Despite significant advances in face recognition technology, it has yet to achieve levels of accuracy required for many commercial and industrial applications. The high error rates stem from well-known sub-problems. Variation in lighting, facial expression and orientation all significantly increase error rates. In an attempt to address these issues, research has begun to focus on the use of three-dimensional face models, motivated by three main factors. Firstly, relying on geometric shape, rather than colour and texture information, systems become invariant to lighting conditions. Secondly, the ability to rotate a facial structure in three-dimensional space, allowing for compensation of variations in pose, aids those methods requiring alignment prior to recognition. Thirdly, the additional depth information in the facial surface structure, not available from twodimensional images, provides supplementary cues for recognition.

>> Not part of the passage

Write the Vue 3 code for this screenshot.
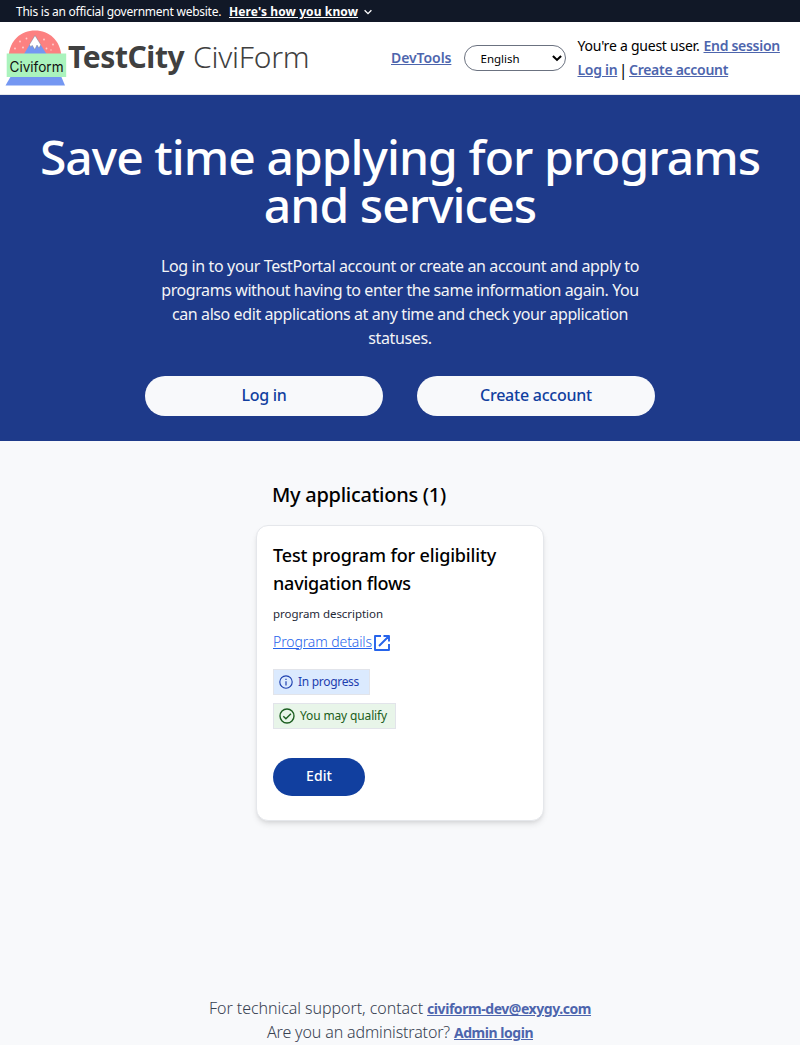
<script setup>
const introLines = [
  { text: 'Log in to your TestPortal account or create an account and apply to', cls: 'l1' },
  { text: 'programs without having to enter the same information again. You', cls: 'l2' },
  { text: 'can also edit applications at any time and check your application', cls: 'l3' },
  { text: 'statuses.', cls: 'l4' }
]
</script>

<template>
  <div class="page">
    <div class="banner">
      <span class="official">This is an official government website.</span>
      <a class="how">Here's how you know</a>
      <svg class="chev" viewBox="0 0 10 10" width="10" height="10"><path d="M1.6 3.2 5 6.6 8.4 3.2" fill="none" stroke="#fff" stroke-width="1.3" /></svg>
    </div>

    <header class="header">
      <div class="brand">
        <svg class="logo" viewBox="0 0 62 56" width="62" height="56">
          <path d="M2.500 27C3.500 10 15 .5 29 .5s25.500 9.500 26.500 26.500z" fill="#fc8181" />
          <path d="M18 24 29 5.500 40.500 24z" fill="#7497f2" />
          <path d="M23.500 14.500 29 5.500l5.800 9.300-1.800 3.200-2-3-2.200 4.500-2.600-4.200-1.600 1.700z" fill="#fff" stroke="#777" stroke-width=".4" />
          <g fill="#fed0d0">
            <circle cx="14" cy="11.500" r=".9" /><circle cx="20.500" cy="8.500" r=".9" /><circle cx="9" cy="18.500" r=".9" />
            <circle cx="17" cy="17.500" r=".9" /><circle cx="38" cy="9.500" r=".9" /><circle cx="47" cy="14.500" r=".9" />
            <circle cx="40.500" cy="18.500" r=".9" /><circle cx="45" cy="20" r=".7" />
          </g>
          <path d="M5 46h50l4 9.500H-.5z" fill="#7497f2" />
          <rect x=".7" y="23.500" width="59.500" height="23.500" fill="#aaf3bd" />
          <text class="logo-text" x="3.500" y="41.500" textLength="54" lengthAdjust="spacingAndGlyphs">Civiform</text>
        </svg>
        <span class="city">TestCity</span>
        <span class="civi">CiviForm</span>
      </div>
      <a class="link devtools">DevTools</a>
      <div class="lang">
        <span>English</span>
        <svg viewBox="0 0 10 8" width="10" height="8"><path d="M.9 2 5 5.900 9.100 2" fill="none" stroke="#000" stroke-width="2.100" /></svg>
      </div>
      <div class="account">
        <div class="line"><span class="guest">You're a guest user.</span><a class="link end">End session</a></div>
        <div class="line"><a class="link login">Log in</a><span class="bar">|</span><a class="link create">Create account</a></div>
      </div>
    </header>

    <section class="hero">
      <h1>Save time applying for programs and services</h1>
      <p class="intro"><span v-for="l in introLines" :key="l.cls" :class="l.cls">{{ l.text }}</span></p>
      <div class="actions">
        <button class="b-login">Log in</button>
        <button class="b-create">Create account</button>
      </div>
    </section>

    <main class="main">
      <h2>My applications (1)</h2>
      <article class="card">
        <h3><span>Test program for eligibility</span><span class="h3-two">navigation flows</span></h3>
        <p class="desc">program description</p>
        <a class="details"><span>Program details</span>
          <svg viewBox="0 0 16 16" width="16" height="16"><path d="M7 1H1v14h14V9M9.500 1H15v5.500M15 1 5 11" fill="none" stroke="#2563eb" stroke-width="1.900" stroke-linejoin="round" /></svg>
        </a>
        <div class="tag progress">
          <svg viewBox="0 0 14 14" width="14" height="14"><circle cx="7" cy="7" r="6.200" fill="none" stroke="#1e40af" stroke-width="1.150" /><path d="M7 6.200v4.200M7 3.700V5" stroke="#1e40af" stroke-width="1.200" /></svg>
          <span>In progress</span>
        </div>
        <div class="tag qualify">
          <svg viewBox="0 0 16 16" width="16" height="16"><circle cx="8" cy="8" r="7" fill="none" stroke="#1b5e20" stroke-width="1.400" /><path d="m4.300 8.200 2.600 2.600 5-5" fill="none" stroke="#1b5e20" stroke-width="1.400" /></svg>
          <span>You may qualify</span>
        </div>
        <button class="edit">Edit</button>
      </article>
    </main>

    <footer class="footer">
      <div class="f-line"><span class="support">For technical support, contact</span><a class="link mail">civiform-dev@exygy.com</a></div>
      <div class="f-line"><span class="ask">Are you an administrator?</span><a class="link admin">Admin login</a></div>
    </footer>
  </div>
</template>

<style>
body { background: #f8f9fb; }
</style>

<style scoped>
.page { height: 1045px; overflow: hidden; display: flex; flex-direction: column; font-family: "Noto Sans", sans-serif; background: #f8f9fb; color: #000; white-space: nowrap; }
h1, h2, h3, p { margin: 0; font-weight: 500; }
button { font-family: inherit; border: 0; padding: 0; font-weight: 500; }

.banner { height: 22px; display: flex; align-items: center; padding: 0 16px; background: #111827; color: #fff; font-size: 12px; line-height: 20px; }
.official, .how { padding-top: 2px; }
.official { width: 213px; letter-spacing: -.25px; }
.how { width: 129px; font-weight: 700; letter-spacing: .11px; text-decoration: underline; }
.chev { margin: 2px 0 0 5px; }

.header { box-sizing: border-box; height: 73px; display: flex; align-items: center; background: #fff; border-bottom: 1px solid #e5e7eb; }
.brand { width: 385px; padding-left: 6px; display: flex; align-items: center; font-size: 30px; line-height: 38px; color: #404040; }
.logo { flex: none; overflow: visible; }
.logo-text { font: 14px Inter, sans-serif; fill: #111; }
.city, .civi { padding-bottom: 2px; }
.city { width: 125px; font-weight: 700; letter-spacing: -.42px; }
.civi { font-weight: 300; letter-spacing: -.24px; }
.link { color: #4d65ad; font-size: 14px; font-weight: 600; text-decoration: underline; }
.devtools { width: 73px; padding-bottom: 2px; letter-spacing: -.07px; }
.lang { box-sizing: border-box; width: 102px; height: 26px; display: flex; align-items: center; justify-content: space-between; padding: 0 3px 0 15.5px; border: 1px solid #6b7280; border-radius: 13px; font-size: 11.5px; line-height: 23px; background: #fff; }
.account { margin-left: 11.500px; font-size: 14px; }
.line { display: flex; height: 24px; line-height: 24px; }
.guest { width: 126px; letter-spacing: -.24px; }
.end { letter-spacing: -.29px; }
.login { width: 40px; letter-spacing: -.3px; }
.bar { width: 11.500px; text-align: center; font-size: 16px; }
.create { letter-spacing: -.28px; }

.hero { box-sizing: border-box; height: 346px; padding-top: 38px; display: flex; flex-direction: column; align-items: center; background: #1e3a8a; color: #fff; }
h1 { width: 760px; text-align: center; white-space: normal; font-size: 48px; line-height: 48px; letter-spacing: -.95px; }
.intro { margin-top: 25px; display: flex; flex-direction: column; align-items: center; font-size: 16px; line-height: 24px; font-weight: 400; color: #f3f4f6; }
.l1 { letter-spacing: -.37px; }
.l2 { letter-spacing: -.41px; }
.l3 { letter-spacing: -.41px; }
.l4 { letter-spacing: -.37px; }
.actions { margin-top: 26px; display: flex; gap: 34px; }
.actions button { width: 238px; height: 40px; border-radius: 20px; background: #f8f9fb; color: #113f9f; font-size: 16px; line-height: 38px; padding-bottom: 2px; }
.b-login { letter-spacing: -.29px; }
.b-create { letter-spacing: -.23px; }

.main { width: 288px; margin: 0 auto; padding-top: 40px; }
h2 { padding-left: 16px; font-size: 20px; line-height: 28px; letter-spacing: -.27px; }
.card { box-sizing: border-box; height: 296px; margin-top: 16px; padding: 15px 16px; display: flex; flex-direction: column; align-items: flex-start; background: #fff; border: 1px solid #e5e7eb; border-radius: 12px; box-shadow: 0 4px 6px -1px rgb(0 0 0 / .1), 0 2px 4px -2px rgb(0 0 0 / .1); }
h3 { display: flex; flex-direction: column; font-size: 18px; line-height: 28px; letter-spacing: -.15px; }
.h3-two { letter-spacing: -.22px; }
.desc { margin-top: 7px; font-size: 11.500px; line-height: 20px; font-weight: 400; letter-spacing: -.05px; color: #1f2937; }
.details { margin-top: 8px; height: 20px; display: flex; align-items: center; gap: 2px; color: #2563eb; font-size: 14px; line-height: 20px; font-weight: 300; letter-spacing: -.1px; }
.details span { width: 99px; text-decoration: underline; }
.details svg { margin-top: 2px; }
.tag { box-sizing: border-box; height: 26px; display: flex; align-items: center; border: 1px solid #e2e4ea; padding: 0 0 0 5px; font-size: 12px; line-height: 24px; }
.progress { width: 97px; margin-top: 17px; gap: 5px; background: #dbeafe; color: #1e40af; letter-spacing: -.3px; }
.qualify { width: 123px; margin-top: 8px; gap: 5px; background: #e8f5e9; color: #1b5e20; letter-spacing: -.14px; }
.edit { width: 92px; height: 38px; margin-top: 29px; border-radius: 19px; background: #113f9f; color: #fff; font-size: 14px; line-height: 36px; padding-bottom: 2px; letter-spacing: .1px; }

.footer { margin-top: auto; padding-bottom: 1px; display: flex; flex-direction: column; align-items: center; font-size: 16px; font-weight: 300; color: #374151; }
.f-line { display: flex; gap: 4px; height: 24px; line-height: 24px; }
.f-line .link { padding-top: 1px; line-height: 23px; }
.support { letter-spacing: -.05px; }
.mail { font-weight: 700; letter-spacing: -.44px; }
.ask { letter-spacing: -.14px; }
.admin { font-weight: 700; letter-spacing: -.47px; }
</style>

In this paper we expand on previous research involving the use of facial surface data, derived from 3D face models (generated using a stereo vision 3D camera), as a substitute for the more familiar two-dimensional images. A number of investigations have shown that three-dimensional structure can be used to aid recognition. Zhao and Chellappa use a generic 3D face model to normalise facial orientation and lighting direction in two-dimensional images, increasing recognition accuracy from
approximately 81% (correct match within rank of 25) to 100%. Similar results are witnessed in the Face Recognition Vendor Test , showing that pose correction using Romdhani et al’s technique reduces error rates when applied to the FERET database.
Blanz et al [5] take a comparable approach, using a morphable face model to aid in identification of 2D images. Beginning with an initial estimate of lighting direction and face shape, Romdhani et al iteratively alters shape and texture parameters of the morphable face model, minimising difference to the two-dimensional image. These parameters are then taken as features for identification, resulting in 82.6% correct identifications on a test set of 68 people.
Although these methods show that knowledge of three-dimensional face shape can aid normalisation for two-dimensional face recognition systems, none of the methods mentioned so far use actual three-dimensional geometric structure to perform recognition. Whereas Beumier and Acheroy [6, 7] make direct use of such information, testing various methods of matching 3D face models, although few were successful.
Curvature analysis proved ineffective, and feature extraction was not robust enough to provide accurate recognition. However, Beumier and Acheroy were able to achieve reasonable error rates using curvature values of vertical surface profiles. Verification tests carried out on a database of 30 people produced equal error rates (EER) between 7.25% and 9.0%. Hesher et al test a different method, using PCA (principal component analysis) of depth maps and euclidean distance to perform identification with 94% accuracy on 37 face models (when trained on the gallery set). Further investigation into this approach is carried out by Heseltine et al, showing how different surface representations and distance measures affect recognition, reducing the EER from 19.1% to 12.7% when applied to a difficult test set of 290 face models. However, the focus of this research has been on identifying optimum surface representations, with little regard for the advantages offered by each individual representation.
We suggest that different surface representations may be specifically suited to different capture conditions or certain facial characteristics, despite a general weakness for overall recognition. For example, curvature representations may aid recognition by making the system more robust to inaccuracies in 3D orientation yet also be highly sensitive to noise. Another representation may enhance nose shape, but lose information regarding jaw structure.
In this paper we analyse and evaluate a variety of three-dimensional fishersurface face recognition systems, each incorporating a different surface representation of facial structure. We propose a means of identifying and extracting components from the surface subspace produced by each system, such that they may be combined into a single unified subspace. Pentland et al [10] have previously examined the benefit of using multiple eigenspaces, in which specialist subspaces were constructed for various facial orientations, from which cumulative match scores were able to reduce error rates. Our approach differs in that we extract and combine individual dimensions, creating a single unified surface space, as applied to two-dimensional images in previous investigations.